In this rather depressing state of affairs, there emerges hope. Information, education, opportunity, demographics favouring youth, urbanization, exposure to information, vocal media, telecom and internet, economic development, rising aspiration levels is supported by the power of universal suffrage. Sections of communities that include women, minorities, backward communities are increasingly feeling empowered and have started fighting for their dignity.
Increasingly larger numbers of women are speaking out and publically raising issues that hitherto were taboo like marital rape, freedom to choose their life partners, freedom to love, freedom to wear clothes of their choice, freedom to work at the place of their choice and freedom to travel unaccompanied. There are increasing demands on the state to perform its duties to provide effective security, maintain law and order and to reform the colonial governance system to make it more responsive to the citizen.
This demand is still largely restricted to the bigger cities but girls from smaller towns are also joining the chorus. There is happening a clash of cultures. Politicians who largely represent the older misogynistic traditions are finding themselves at odds with the young electorate. Those who will be unable or unwilling to keep pace with this demand for change will find themselves pushed out of power. A new set of leaders with more egalitarian ideas on governance will emerge.

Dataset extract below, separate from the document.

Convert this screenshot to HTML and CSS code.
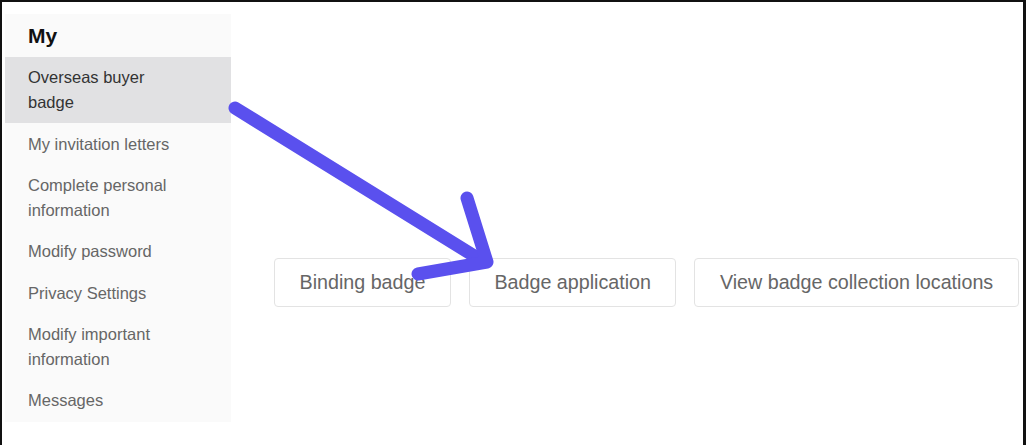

Till such time that this change is thrust, via the ballot, by the governed on the governing class, women will need to take care of themselves, get whatever support they can get and continue their struggle for equality, freedom from being raped, exploited and discriminated against. Global citizen support to India’s Devi is required. Democracy and constitutional freedoms that hitherto existed only on paper are aiding this change. This is democracy at work.